The money you invest is considered as fixed income and when we buy or rent properties and sell them when market value increases, you earn significant returns on your investment.
Summary: If you care about a good balance of returns and stability and are willing to invest over a longer period, then invest in US real estate.
Stocks Asset Class
This represents a piece of ownership in a business. Stocks are a risky asset class because you are basically betting on a company’s equity increasing in value. However, the value of a company’s equity on the stock market fluctuates wildly from day to day though for good companies it tends to grow in the long run. For a company’s stock to perform, the company has to produce an awesome product, do better than its competitors and the economy has to be doing well to ensure there is a demand for the product. If this happens, more money for you!

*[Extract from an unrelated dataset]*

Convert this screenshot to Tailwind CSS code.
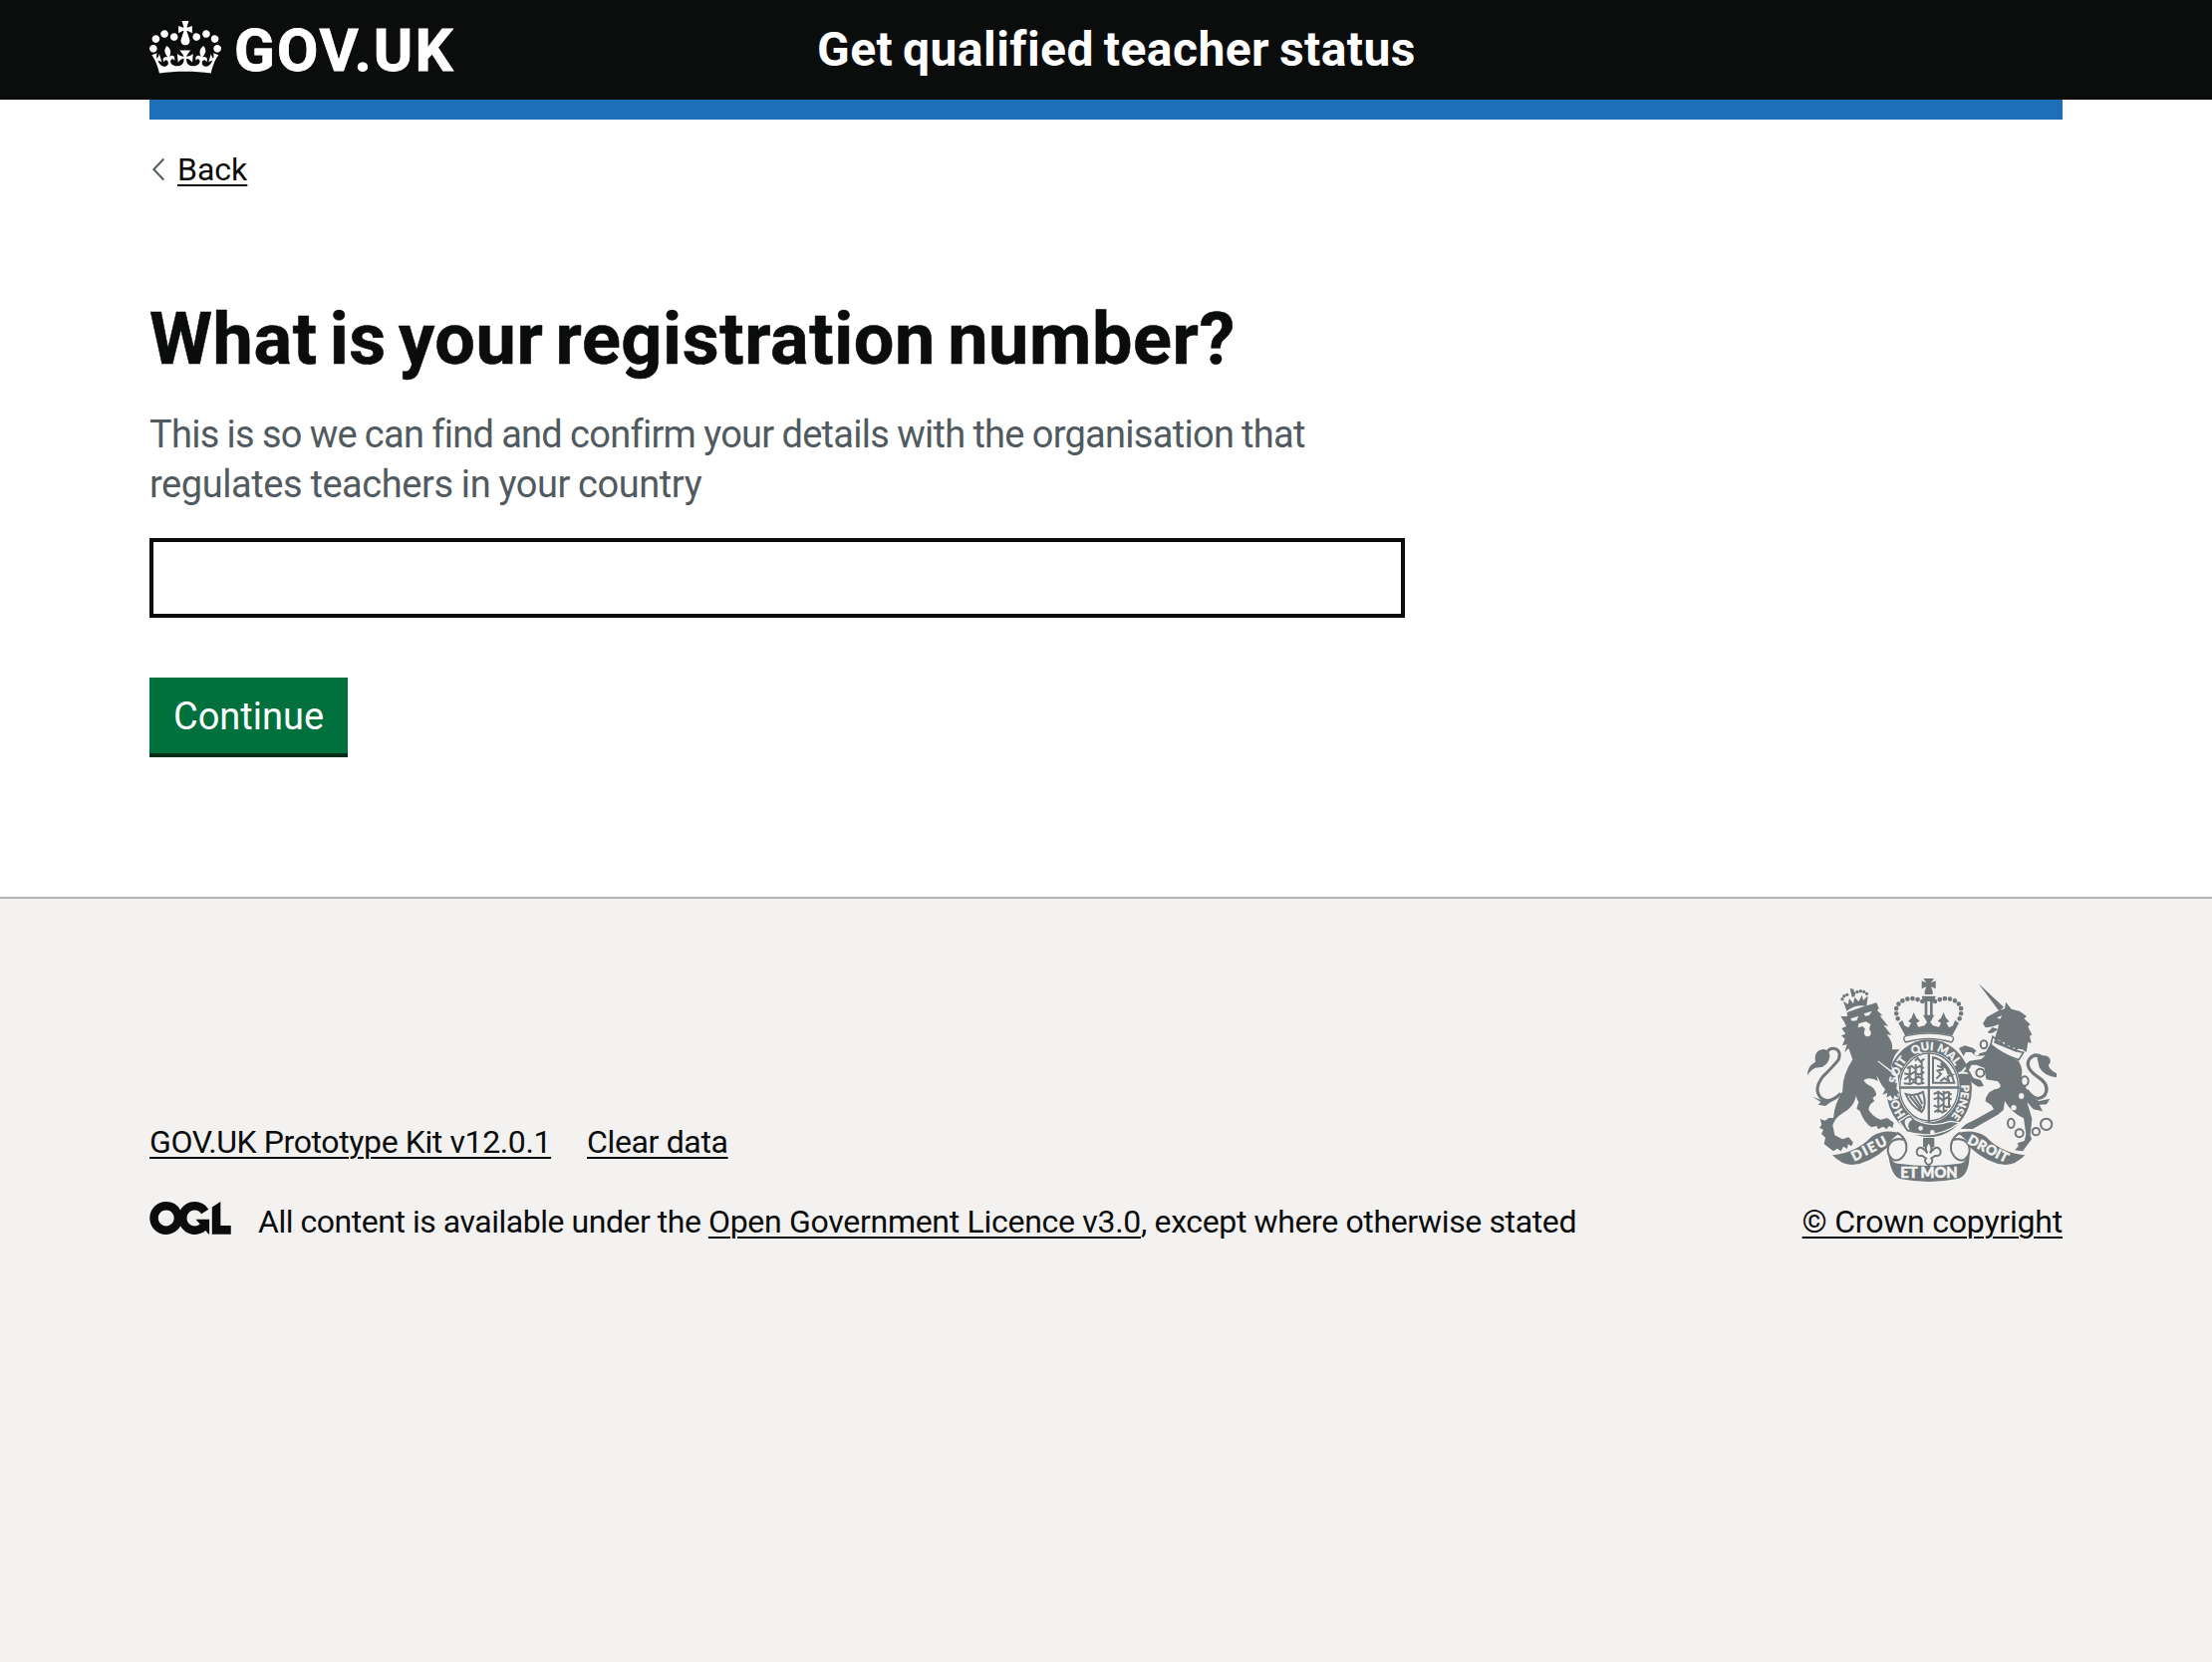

Investing in stocks can be considered highly risky compared to real estate and fixed income. It’s possible to double you money in one year and it’s also possible to see the value of your investments drop within the same period, especially during an economic downturn such as what we are facing today.
When this happens, don’t sell. Hold on to your investments because there’s always a possibility for prices to move up and exceed your purchase price. Remember that the market is cyclical, so it’s important to not jump the gun and sell off your assets because of a market crisis.
Summary: If you believe in owning great businesses and more importantly, making money on an appreciating stock market, then invest in global stocks. In addition, it gives you a sense of ownership into popular companies and brands that other asset classes can’t match.
There you have it, folks! All three asset classes are on Rise and there is something for everyone. Whether you are completely risk-averse or comfortable with risk, there’s an asset class with your name on it.
Pro tip: No asset class is entirely free from risk and holding a combination of Eurobonds, stocks and real estate investments can help you reduce the overall risk. That way, regardless of what each asset class is doing individually you always know that in the long run, your assets will continue to Rise.